■ **The request**: Copy the data below exactly, omitting any picture it contains.
-- -- --
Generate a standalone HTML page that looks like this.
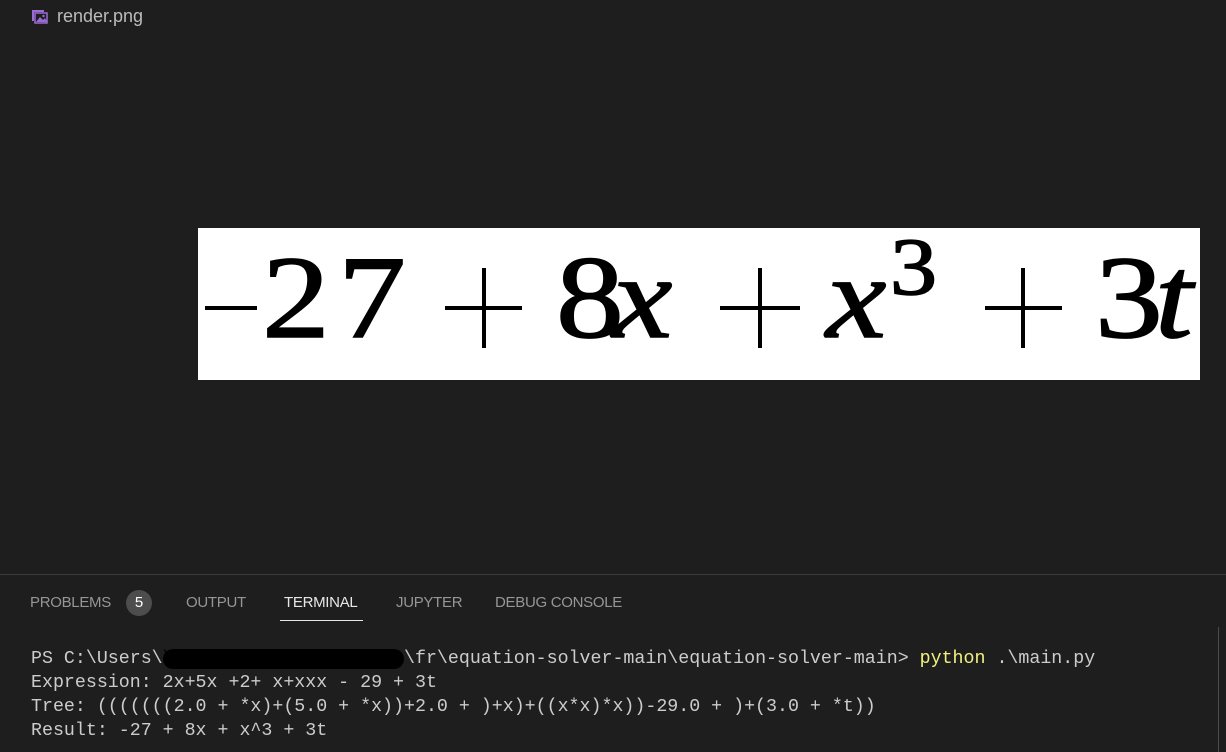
<!DOCTYPE html>
<html><head><meta charset="utf-8"><style>
body{margin:0;width:1226px;height:752px;background:#1e1e1e;position:relative;overflow:hidden;font-family:"Liberation Sans",sans-serif}
.abs{position:absolute}
.g{position:absolute;font-family:"Liberation Serif",serif;font-size:118px;line-height:118px;color:#000;top:239px;transform-origin:0 0;transform:scaleX(1.15);-webkit-text-stroke:1.5px #000}
.i{font-style:italic}
.tab{position:absolute;top:594px;font-size:15px;color:#969696;letter-spacing:-0.3px}
.term{position:absolute;left:31px;font-family:"Liberation Mono",monospace;font-size:18.3px;color:#cccccc;white-space:pre;line-height:24px}
.h{position:absolute;background:#000;height:4px}
.v{position:absolute;background:#000;width:4px}
</style></head><body>
<svg class="abs" style="left:31px;top:9px" width="17" height="15" viewBox="0 0 17 15"><path d="M1 1h12v2H3v9H1z" fill="#9b6bd6"/><rect x="4" y="4" width="12" height="10" fill="none" stroke="#9b6bd6" stroke-width="1.5"/><path d="M5 13l4-5 3 3 2-2 2 4z" fill="#9b6bd6"/><circle cx="12.5" cy="7" r="1.2" fill="#9b6bd6"/></svg>
<div class="abs" style="left:57px;top:6px;font-size:18px;color:#bbbbbb">render.png</div>

<div class="abs" style="left:198px;top:228px;width:1002px;height:152px;background:#fff"></div>
<div class="h" style="left:205px;width:52px;top:306px"></div>
<span class="g" style="left:262px">2</span>
<span class="g" style="left:338px">7</span>
<div class="h" style="left:445px;width:77px;top:306px"></div><div class="v" style="left:482px;height:80px;top:268px"></div>
<span class="g" style="left:556px">8</span><span class="g i" style="left:612px">x</span>
<div class="h" style="left:720px;width:80px;top:306px"></div><div class="v" style="left:758px;height:80px;top:268px"></div>
<span class="g i" style="left:826px">x</span>
<span class="g" style="left:890px;font-size:82px;line-height:82px;top:226px">3</span>
<div class="h" style="left:985px;width:77px;top:306px"></div><div class="v" style="left:1021px;height:80px;top:268px"></div>
<span class="g" style="left:1095px">3</span><span class="g i" style="left:1155px">t</span>

<div class="abs" style="left:0;top:574px;width:1226px;height:1px;background:#3c3c3c"></div>
<div class="tab" style="left:30px">PROBLEMS</div>
<div class="abs" style="left:126px;top:590px;width:26px;height:26px;border-radius:13px;background:#4d4d4d;color:#fff;font-size:15px;text-align:center;line-height:26px">5</div>
<div class="tab" style="left:186px">OUTPUT</div>
<div class="tab" style="left:284px;color:#e7e7e7">TERMINAL</div>
<div class="abs" style="left:280px;top:620px;width:83px;height:1px;background:#e7e7e7"></div>
<div class="tab" style="left:396px">JUPYTER</div>
<div class="tab" style="left:495px">DEBUG CONSOLE</div>
<div class="abs" style="left:1218px;top:627px;width:1px;height:125px;background:#4a4a4a"></div>

<div class="term" style="top:647px">PS C:\Users\<span style="background:#000;color:#000;border-radius:10px">\\\\\\\\\\\\\\\\\\\\\\</span>\fr\equation-solver-main\equation-solver-main&gt; <span style="color:#f1f181">python</span> .\main.py</div>
<div class="term" style="top:671px">Expression: 2x+5x +2+ x+xxx - 29 + 3t</div>
<div class="term" style="top:695px">Tree: (((((((2.0 + *x)+(5.0 + *x))+2.0 + )+x)+((x*x)*x))-29.0 + )+(3.0 + *t))</div>
<div class="term" style="top:719px">Result: -27 + 8x + x^3 + 3t</div>
</body></html>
-- -- --
■ **Task solution**:
Generate a standalone HTML page that looks like this.
<!DOCTYPE html>
<html><head><meta charset="utf-8"><style>
body{margin:0;width:1226px;height:752px;background:#1e1e1e;position:relative;overflow:hidden;font-family:"Liberation Sans",sans-serif}
.abs{position:absolute}
.g{position:absolute;font-family:"Liberation Serif",serif;font-size:118px;line-height:118px;color:#000;top:239px;transform-origin:0 0;transform:scaleX(1.15);-webkit-text-stroke:1.5px #000}
.i{font-style:italic}
.tab{position:absolute;top:594px;font-size:15px;color:#969696;letter-spacing:-0.3px}
.term{position:absolute;left:31px;font-family:"Liberation Mono",monospace;font-size:18.3px;color:#cccccc;white-space:pre;line-height:24px}
.h{position:absolute;background:#000;height:4px}
.v{position:absolute;background:#000;width:4px}
</style></head><body>
<svg class="abs" style="left:31px;top:9px" width="17" height="15" viewBox="0 0 17 15"><path d="M1 1h12v2H3v9H1z" fill="#9b6bd6"/><rect x="4" y="4" width="12" height="10" fill="none" stroke="#9b6bd6" stroke-width="1.5"/><path d="M5 13l4-5 3 3 2-2 2 4z" fill="#9b6bd6"/><circle cx="12.5" cy="7" r="1.2" fill="#9b6bd6"/></svg>
<div class="abs" style="left:57px;top:6px;font-size:18px;color:#bbbbbb">render.png</div>

<div class="abs" style="left:198px;top:228px;width:1002px;height:152px;background:#fff"></div>
<div class="h" style="left:205px;width:52px;top:306px"></div>
<span class="g" style="left:262px">2</span>
<span class="g" style="left:338px">7</span>
<div class="h" style="left:445px;width:77px;top:306px"></div><div class="v" style="left:482px;height:80px;top:268px"></div>
<span class="g" style="left:556px">8</span><span class="g i" style="left:612px">x</span>
<div class="h" style="left:720px;width:80px;top:306px"></div><div class="v" style="left:758px;height:80px;top:268px"></div>
<span class="g i" style="left:826px">x</span>
<span class="g" style="left:890px;font-size:82px;line-height:82px;top:226px">3</span>
<div class="h" style="left:985px;width:77px;top:306px"></div><div class="v" style="left:1021px;height:80px;top:268px"></div>
<span class="g" style="left:1095px">3</span><span class="g i" style="left:1155px">t</span>

<div class="abs" style="left:0;top:574px;width:1226px;height:1px;background:#3c3c3c"></div>
<div class="tab" style="left:30px">PROBLEMS</div>
<div class="abs" style="left:126px;top:590px;width:26px;height:26px;border-radius:13px;background:#4d4d4d;color:#fff;font-size:15px;text-align:center;line-height:26px">5</div>
<div class="tab" style="left:186px">OUTPUT</div>
<div class="tab" style="left:284px;color:#e7e7e7">TERMINAL</div>
<div class="abs" style="left:280px;top:620px;width:83px;height:1px;background:#e7e7e7"></div>
<div class="tab" style="left:396px">JUPYTER</div>
<div class="tab" style="left:495px">DEBUG CONSOLE</div>
<div class="abs" style="left:1218px;top:627px;width:1px;height:125px;background:#4a4a4a"></div>

<div class="term" style="top:647px">PS C:\Users\<span style="background:#000;color:#000;border-radius:10px">\\\\\\\\\\\\\\\\\\\\\\</span>\fr\equation-solver-main\equation-solver-main&gt; <span style="color:#f1f181">python</span> .\main.py</div>
<div class="term" style="top:671px">Expression: 2x+5x +2+ x+xxx - 29 + 3t</div>
<div class="term" style="top:695px">Tree: (((((((2.0 + *x)+(5.0 + *x))+2.0 + )+x)+((x*x)*x))-29.0 + )+(3.0 + *t))</div>
<div class="term" style="top:719px">Result: -27 + 8x + x^3 + 3t</div>
</body></html>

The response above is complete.